Discover the origins of some of the more curious and amusing expressions that the Brazil’s northerners gave the rest of the country
Any language, given its constant evolution, can be said to have a life of its own. If the UK, a relatively small country, is home to several distinct dialects, imagine what is possible in a country the size of Brazil. Perhaps unsurprisingly then, Brazil is home to some of the most peculiar and surreal popular expressions when it comes to the Portuguese language, much in the same way that English has grown to incorporate some quite unusual idioms into everyday speak.
We begin our linguistic adventure with expressions that hail from the Northernmost reaches of the country, from Acre, Amazonas, Amapá, Pará, Rondônia, Roraima and Tocantins. Today, however, these prominent expressions are commonplace in other parts of the country due to migration, but their origins, studied by sociolinguistics, are often state-specific.
Mata-Gato: means outsider or thief. Well, we hope no animals were harmed in the process, as the direct translation would be “Kill-Cat”.
Peixada: the term is used when someone lands a new job on account of his or her contacts, as opposed to merit. Peixada also means fish stew… fishy indeed!
Arri djanga: an expression of surprise, astonishment or shock at any situation. In other words, it is the northern equivalent of “eita”, an expression of similar sentiment in the South.

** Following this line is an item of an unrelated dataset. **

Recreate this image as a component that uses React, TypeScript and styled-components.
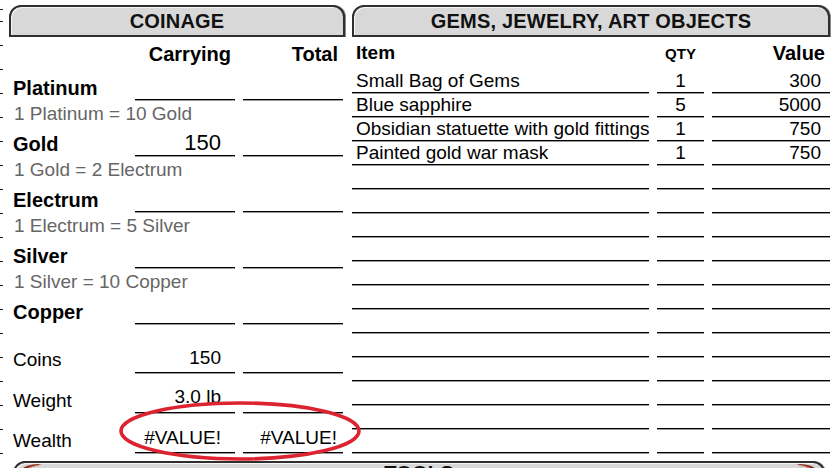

Baldear: By transforming the noun “bucket” into the verb, “to bucket” implies that someone, by virtue of his or her bucket, is washing someone or something.
Espocar: “to burst”, when translated literally. So, proceed with caution when someone tells you that the place might “espocar”: it means it might explode at any moment. It can also be used to describe the sensation of overeating. That is, being so full that you might “explode”.
Bribote: snacks, savoury or sweet. But the word is also used to describe certain snacks of a certain nutritional deficit, even “junk” food, at least in the capital of Acre, Rio Branco.
Levar o farelo: in the capital of Pará, Belém, this curious expression means to die. Or rather to be killed, as opposed to its literal translation, which would be “take the bran”. Maybe the “bran” represents someone’s ashes following their cremation? Well, something to ponder… or not.
Égua de largura: this expression from Amapá means, “to be very lucky”. It must have come from the world of horse racing as the literal translation would be “mare of length”.
Paidégua: When it comes to expressions, mares seem to be the animal of choice. Although this expression most probably originated in Ceará, these days you’ll hear it used in states like Pará and Amapá. It means something is very cool or of particular interest.